Hong Kong has already approved spot Bitcoin and Ethereum ETFs, attracting attention from global asset managers and cryptocurrency firms.
South Korea is also evaluating pathways for crypto ETF approval and expanded digital asset regulation.
As competition increases, Japan is seeking to differentiate itself through a combination of:
- Strong investor protections
- Institutional-grade regulation
- Crypto ETFs
- Yen-backed stablecoins
- Blockchain innovation initiatives
This strategy could position Japan as a bridge between traditional finance and emerging digital asset markets.
The Strategic Importance of Yen Stablecoins
Beyond cryptocurrency trading, yen stablecoins could eventually play a larger role in regional trade and settlement.
Many Asian economies remain heavily dependent on dollar-based payment systems and USD stablecoins for cross-border transactions.
A widely adopted yen stablecoin could offer businesses an alternative settlement rail while supporting deeper financial integration throughout East Asia.
Looking ahead, Japan may have an opportunity to promote regional adoption of yen-based digital assets during major international financial events, including future discussions involving Asian economic institutions and cross-border payment initiatives.

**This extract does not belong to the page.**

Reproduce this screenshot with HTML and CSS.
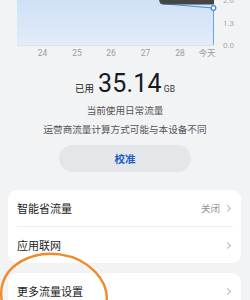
FILE: index.html
```html
<!DOCTYPE html>
<html lang="zh">
<head>
<meta charset="utf-8">
<link rel="stylesheet" href="styles.css">
</head>
<body>
<div class="page">
  <svg class="chart" width="250" height="60" viewBox="0 0 250 60">
    <defs>
      <linearGradient id="g" x1="0" y1="0" x2="0" y2="1">
        <stop offset="0" stop-color="#cfe0f6"/>
        <stop offset="1" stop-color="#e3ecf7"/>
      </linearGradient>
    </defs>
    <rect x="17" y="0" width="196" height="45" fill="url(#g)"/>
    <line x1="17" y1="45.5" x2="213" y2="45.5" stroke="#dfe3e8" stroke-width="1"/>
    <polyline points="160,3.5 213,8" fill="none" stroke="#4a8fe0" stroke-width="1.2"/>
    <line x1="213.5" y1="8" x2="213.5" y2="45" stroke="#6aa3e6" stroke-width="1"/>
    <path d="M159,0 H214 V4.5 H165 A5,5 0 0 1 159,0 Z" fill="#454545"/>
    <circle cx="213.5" cy="8" r="2.3" fill="#fff" stroke="#3c86de" stroke-width="1.2"/>
    <g class="ylab">
      <text x="223" y="2.5">2.6</text>
      <text x="223" y="26">1.3</text>
      <text x="223" y="48">0.0</text>
    </g>
    <g class="xlab" text-anchor="middle">
      <text x="42.5" y="56">24</text>
      <text x="77" y="56">25</text>
      <text x="111" y="56">26</text>
      <text x="145.5" y="56">27</text>
      <text x="180" y="56">28</text>
      <text x="207" y="56">今天</text>
    </g>
  </svg>

  <div class="summary">
    <div class="used"><span class="used-label">已用</span><span class="used-num">35.14</span><span class="used-unit">GB</span></div>
    <div class="sub first">当前使用日常流量</div>
    <div class="sub">运营商流量计算方式可能与本设备不同</div>
  </div>

  <div class="btn-wrap"><div class="btn">校准</div></div>

  <div class="card">
    <div class="row"><span class="row-title">智能省流量</span><span class="row-right"><span class="row-val">关闭</span><span class="chev"></span></span></div>
    <div class="divider"></div>
    <div class="row"><span class="row-title">应用联网</span><span class="row-right"><span class="chev"></span></span></div>
  </div>

  <div class="card card2">
    <div class="row"><span class="row-title">更多流量设置</span><span class="row-right"><span class="chev"></span></span></div>
  </div>

  <svg class="circle" width="250" height="300" viewBox="0 0 250 300">
    <ellipse cx="54" cy="296" rx="53" ry="42" transform="rotate(8 54 296)" fill="none" stroke="#f08a2c" stroke-width="2.4"/>
  </svg>
</div>
</body>
</html>
```

FILE: styles.css
```css
* { box-sizing: border-box; }
html, body { margin: 0; padding: 0; }
body {
  background: #f1f3f5;
  font-family: "Noto Sans CJK SC", "Noto Sans", sans-serif;
  width: 250px;
  height: 300px;
  overflow: hidden;
}
.page { position: relative; width: 250px; height: 300px; }
.chart { display: block; }
.ylab text { font-family: Roboto, "Noto Sans", sans-serif; font-size: 8px; fill: #a8abb0; }
.xlab text { font-family: Roboto, "Noto Sans CJK SC", sans-serif; font-size: 8.5px; fill: #9a9da2; }

.summary { display: flex; flex-direction: column; align-items: center; margin-top: 9px; }
.used { display: flex; align-items: baseline; height: 30px; color: #1a1a1a; }
.used-label { font-size: 9.5px; margin-right: 4px; color: #222; }
.used-num { font-family: Roboto, sans-serif; font-size: 25px; line-height: 30px; letter-spacing: 0.2px; }
.used-unit { font-family: Roboto, sans-serif; font-size: 8.5px; margin-left: 2px; color: #333; }
.sub { font-size: 9.6px; color: #555; line-height: 19px; }
.sub.first { margin-top: 2px; }

.btn-wrap { display: flex; justify-content: center; margin-top: 6px; }
.btn {
  width: 132px; height: 27px; border-radius: 14px; background: #e5e6e9;
  color: #1f5fc6; font-size: 10.5px; font-weight: 600;
  display: flex; align-items: center; justify-content: center;
}

.card { margin: 18px 9px 0 8px; background: #fff; border-radius: 9px; padding: 0 8px 0 9px; }
.card2 { margin-top: 10px; }
.row { height: 36px; display: flex; align-items: center; justify-content: space-between; }
.row-title { font-size: 11px; color: #1c1c1c; }
.row-right { display: flex; align-items: center; }
.row-val { font-size: 9.5px; color: #8f9297; margin-right: 5px; }
.chev {
  width: 5px; height: 5px; border-top: 1px solid #b5b8bc; border-right: 1px solid #b5b8bc;
  transform: rotate(45deg); margin-right: 3px;
}
.divider { height: 1px; background: #eceef0; }

.circle { position: absolute; left: 0; top: 0; pointer-events: none; }
```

If successful, Japan’s strategy could help diversify the global stablecoin market while strengthening the role of the yen in the digital economy.
Conclusion
Japan’s push for cryptocurrency ETFs and yen-backed stablecoins represents one of the country’s most significant digital asset policy initiatives in recent years.
By combining institutional investment products with a regulated stablecoin ecosystem, the LDP aims to expand crypto adoption, attract institutional capital, and reduce dependence on dollar-dominated digital assets.
As East Asia’s competition for digital finance leadership intensifies, Japan’s approach could become a model for balancing innovation, investor protection, and monetary sovereignty in the next generation of financial infrastructure.